- Born: 1965 (age 60–61) Bagula, Nadia district, West Bengal, India
- Education: Bachelor's degree in Commerce
- Occupations: Poet; writer; editor;
- Writing career
- Notable works: Chandalinir Kabita Chandalini Bhone Chandalinir Bibriti Ami Keno Charal Likhi
- Notable awards: SPARROW Literary Award (2017)
- Literary movement: Dalit feminism

= Kalyani Thakur Charal =

Indian Dalit poet and feminist

Kalyani Thakur Charal (born 1965) is a Dalit feminist poet from India writing in the Bengali language.

== Early life and education ==
Charal was born in Bagula, Nadia District, West Bengal, within the Matua community.

Charal cites her parents as an early influence in her interest in feminism, describing an incident in which her father intervened to prevent a case of domestic abuse in their village, as well as her mother's commitment to ensuring all her children were given an equal opportunity to gain an education. Her father worked as a security guard, but also took employment as a farmhand and woodcutter. She adopted the name 'Charal', signifying her membership in the marginalised Matua community, after facing discrimination on the grounds of caste for it. She completed a bachelor's degree in Commerce and began working as a clerk in the Indian Railways after qualifying through an exam, later resigning after experiencing discrimination and harassment based on caste.

== Career ==
Kalyani Thakur Charal has published four volumes of poetry: Dhorlei Juddho Sunischit, Je Meye Adhar Gone, Chandalinir Kabita, and Chandalini Bhone. In addition to these, she has published a volume of critical essays titled Chandalinir Bibriti, and a collection of short stories, and an autobiography, Ami Keno Charal Likhi (Why I Write Charal). Her autobiography, as well as her essay and poetry collections titled 'Chandalini' (tr: 'the untouchable woman') are widely popular, containing accounts of the discrimination that she faced for reasons of caste, while working in government service. In 2017 she won the Sparrow Literary Award for her autobiography. She edited the volume Dalit Lekhika: Women’s Writing from Bengal. Her work has been received to critical acclaim, with one essay on Dalit women's writing from Bengal applauding her "strong and powerful voice". Her adoption of the pen-name 'Charal' has also been praised for 'recovering space' for Dalit writers.

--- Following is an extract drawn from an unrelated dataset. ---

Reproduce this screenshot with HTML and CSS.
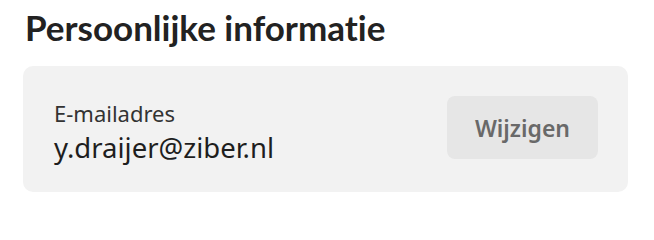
FILE: index.html
```html
<!DOCTYPE html>
<html lang="nl">
<head>
<meta charset="utf-8">
<link rel="stylesheet" href="styles.css">
</head>
<body>
<section class="section">
  <h2 class="title">Persoonlijke informatie</h2>
  <div class="card">
    <div class="field">
      <div class="label">E-mailadres</div>
      <div class="value">y.draijer@ziber.nl</div>
    </div>
    <button class="btn">Wijzigen</button>
  </div>
</section>
</body>
</html>
```
FILE: styles.css
```css
html, body {
  margin: 0;
  padding: 0;
  background: #ffffff;
}
.section {
  padding: 4px 26px 0 23px;
  font-family: "Noto Sans", "Open Sans", sans-serif;
}
.title {
  margin: 0 0 0 2px;
  font-family: Lato, "Noto Sans", sans-serif;
  font-weight: 700;
  font-size: 35px;
  line-height: 46px;
  color: #222222;
  font-variant-ligatures: none;
}
.card {
  margin-top: 16px;
  height: 126px;
  box-sizing: border-box;
  background: #f2f2f2;
  border-radius: 10px;
  padding: 0 30px 0 31px;
  display: flex;
  align-items: center;
  justify-content: space-between;
}
.field {
  display: flex;
  flex-direction: column;
  margin-top: 6px;
}
.label {
  font-size: 22px;
  line-height: 31px;
  color: #333333;
}
.value {
  font-size: 27.5px;
  line-height: 38px;
  color: #1e1e1e;
}
.btn {
  width: 151px;
  height: 63px;
  border: none;
  border-radius: 8px;
  background: #e6e6e6;
  color: #696969;
  font-family: "Noto Sans", sans-serif;
  font-weight: 600;
  font-size: 23px;
  padding: 0;
  margin-top: -3px;
}
```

In 2003 Charal began publishing a multilingual magazine called Nir, which contained recordings of folklore, poetry, plays, and fiction, as well as non-fiction writing focusing on Dalit experiences. The magazine included contributions in Bengali as well as local languages and dialects including Santali, Kamtapuri, Rarh, and Dapno. The magazine continues to be in wide local circulation, and has provided a platform for people belonging to marginalised communities to record personal experiences. Charal is a member of the editorial board of Chaturtha Duniya, a Bengali publishing house that focuses on works by Dalit writers, and is also on the board of the Dalit Sahitya Sabha, a literary organisation dedicated to Dalit literature. In an interview, Charal cited Bengali poets and writers including Subhas Mukhopadhyay, Purnendu Patri, Binoy Majumder, and Rabindranath Tagore, as her early influences.